#' Main function to run all steps on a folder of sound files
#'
#' @description
#' Main function of the package `NocMigR` that allows to analyse a suite of long-term recordings from scratch by executing five distinct steps (see `details` section.).*Under the hood*, this function is calling algorithms of the fabulous R packages \pkg{tuneR}, \pkg{warbleR}, \pkg{seewave} and \pkg{bioacoustics}.
#' **Important note**:
#' Especially for large sets of recordings (e.g., `AudioMoth` deployed for a weak, ~ 60 GB data) R can easily run into memory issues. This can surely be tackled by coding functions more efficiently. For now, the best way to handle this issue is to resume the script after it broke (see output in the console and check \code{steps} argument).
#' @details
#' By default, runs all steps (currently five, see \code{steps}) of the analysis workflow consecutively.
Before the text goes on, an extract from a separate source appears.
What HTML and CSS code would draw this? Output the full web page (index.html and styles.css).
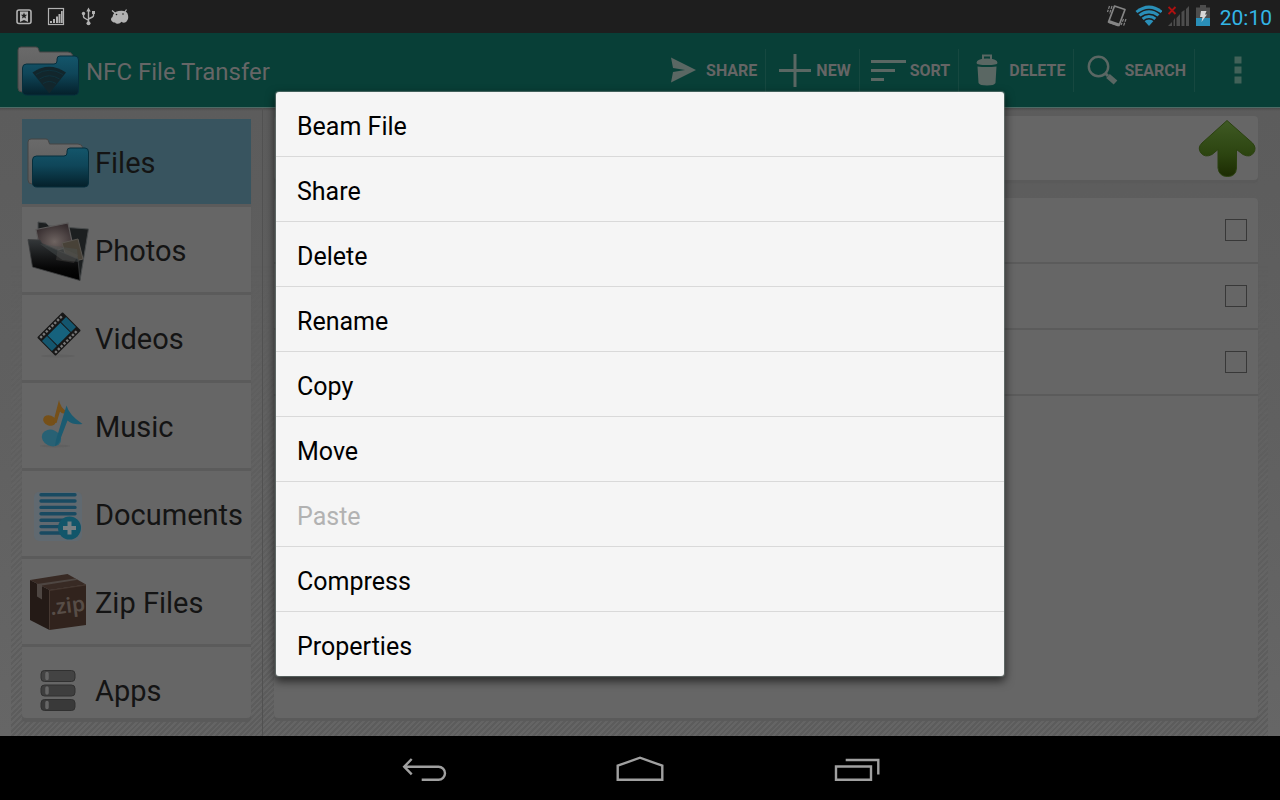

Recordings of a project (i.e., usually continuous signal or time-expanded if otherwise) need to be saved to a single directory, specified as \code{path} argument:
#'
#' \bold{1.) If steps = 1 or 'rename_audio':}
#' Attempts to rename audio files to YYYYMMDD_HHMMSS format, where the date and time at the onset of the recording are coded in the file name. This steps ensures that all downstream algorithms can compute the correct dates and times of events. If files are already formatted correctly (e.g, capture by AudioMoth) this steps can be skipped (default behaviour) by either setting \code{rename = FALSE} and/or excluding '1' from \code{steps}. Internally, calls the function \code{\link{rename_recording}}.
#'
#' \bold{2.) If steps = 2 or 'split_wave':}
#' Attempts to split large audio files in chunks controlled by \code{segment} to reduce the file size prior to calling event detection algorithms. Within the parent folder (\code{path}) a sub folder "split" is created to dump the files. Each file is named with the correct `YYYYMMDD_HHMMSS` string. If files are already formatted correctly (e.g, capture by `AudioMoth`) this steps can be skipped by removing '2" from the vector \code{steps}. Internally, calls the function \code{\link{split_wave}}.
#'
#' \bold{3.) If steps = 3 or 'find_events':}
#' Queries bioacoustics::\code{\link[bioacoustics]{threshold_detection}} to detect events based on signal-to-noise ratios (\code{SNR}). When events are found, a `txt`file based on the file name of the recording is created with labels for reviewing in `Audacity`. Internally, calls the function \code{\link{find_events}}.
#'
#' \bold{4.) If steps = 4 or ''join_audacity':}
#' If event detection is based on segmented files (i.e., sub folder 'split' exists), loops through text file containing Audacity labels and merges with respect to the original file (as matched by date and time overlap).
#'
#' \bold{5.) If steps = 5 or 'extract_events':}
#' Extract events from (full-length recordings) and writes them to a a new wave file with extension 'extracted.wav'. Additionally, creates file with Audacity labels (extension extracted.txt).
#'
#' \bold{6.) If steps = 6 or 'merge_events':}
#' Concatenates files holding extracted events along with their labels to merge the output of a project.
#'
#' @param path Path to a set of recordings (all same format and continuous time span). Important note: File are expected to be named using a YYYYMMDD_HHMMSS string or set \code{reaname = TRUE} to allow renaming. Files including the extensions "_extracted.WAV" or "merged_events.WAV" are reserved to write output files and ignored as inputs.
#'
#' @param format Format of sound files (default and suggested is to use WAV).
#'
#' @param steps Numeric or character vector, by default steps 1:5 are executed. (1 = \code{\link{rename_recording}}, 2 = \code{\link{split_wave}}, 3 = \code{\link{find_events}}, 4 = \code{\link{join_audacity}} & 5 = \code{\link{extract_events}}).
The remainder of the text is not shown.